参加者A:とても不思議に思いました。自分の発想からは出てこないものです。やはり手紙の文字自体に目がいくので、それが横になっているのにびっくりしました。外国人の感覚なのかと思ったり、、とても驚きました。
参加者B:日本からアメリカに戻った後でも民喜との対話は続けていますか?
A.T : 答えはいいえともはいとも言えます。いいえの部分に関しては、去年の日本で作られたこの往復書簡の作品は、日本という時間や場所の中に留めておくのが1番良いと思いました。アメリカに帰ってからどうこうするのではなく、原民喜や彼に関係する人々、場所との対話は、そこで始まり完結するものとして日本という入れ物の中に入れておこうと思います。
でも、はいの部分としては、民喜のことはふとした時に思いますし、彼とのコミュニケーションの余地は日々の中で残されている感覚があります。例えば先日、原民喜の誕生日だったのですが、そのことを知らずにその日に民喜のことを考えていたりだとか、あとは私が民喜と偶然出会ったように、夢や感覚の中で彼のことはいつでも思い続けています。
S.Y:最後にもう1点質問させてください。先ほどのプレゼンテーションで、日本や広島を訪れた実感として、過去の出来事や痕跡が見えにくくなっていると感じたと仰っていましたが、それは広島に住んでいる私たちも切実に感じていることです。今の広島は死者や過去の出来事に想像が及びにくい都市でもあると思います。例えば、哲学者ギュンター・アンダースは広島を訪れた実感として、”復興とは破壊の破壊である”という言葉を残していたり、思想家の矢部史郎は広島のことを “かさぶたの都市”と呼んでいます。かさぶたの下には治癒しきれない多くの傷(死者が眠っている)があるが、普段はその下は見えないという意味があると思います。

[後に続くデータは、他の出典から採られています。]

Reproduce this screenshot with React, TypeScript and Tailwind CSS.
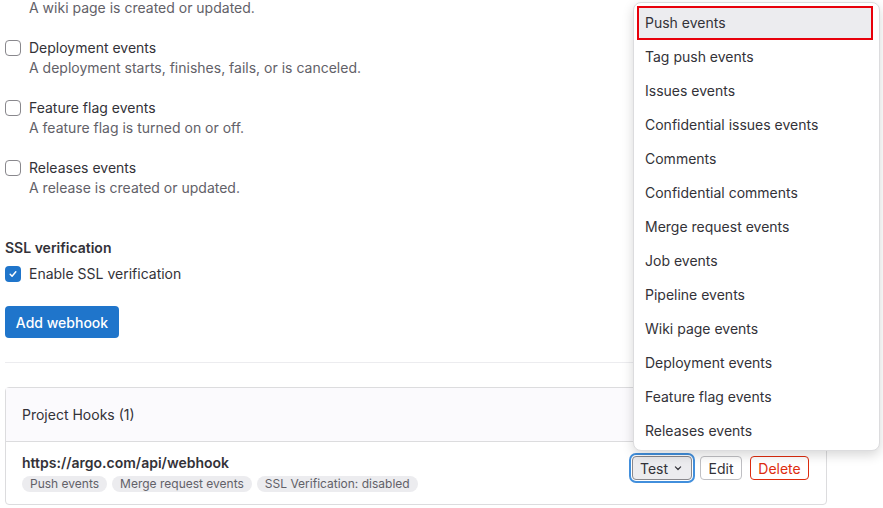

そのような都市の現状に対して、原民喜の作品は私たちが死者に接続しうる、そんな力を持っていると思います。今回の展覧会で今一度、原民喜を掘り起こす現代的な意義についてどのようにお考えですか?
A.T:過去の出来事が消されたり、見えにくくなるというのは、色々なレベルで起こっていると思います。広島市は過去80年間において多くの発展を遂げてきた都市ですよね。人ひとりの個人的な感覚のレベルで見えにくくなっているということがあると思いますが、もう1つは政治的なレベルで見えにくくなっているという事があるのではないでしょうか。
私はアメリカに住んでいるのでその観点からお話ししますと、アメリカは、歴史は過去のものであると強く主張している国でもあります。これは政治的な方策の一種でもありますが、歴史は現在のものではなく過去のものであると主張することで、歴史的な暴力が既に解決されたものということを強調したいんですね。ですが一方で見過ごせないのは、歴史的な暴力は形を変えて現代に続いているということです。
私の原民喜の作品も含め、原爆の問題を様々な方向から検証しようとするこのプロジェクトはやはり大きな意味を持っていると思います。なぜなら、歴史的な暴力というのは続いているということを、プロジェクトを通して、物質的に表すことにもなると思うからです。やはり歴史的に行われてきた暴力や権威の圧力というのは、私たちが生きている中で、確実に経験しているものです。そして原爆の問題も過去のものではなく現代に続いているものと言えます。今回のプロジェクトは、過去は過去であるという考えに対する抵抗を示すと共に、歴史的暴力は今なお続いているということを表すという意味でも現代的に重要な意味があると感じます。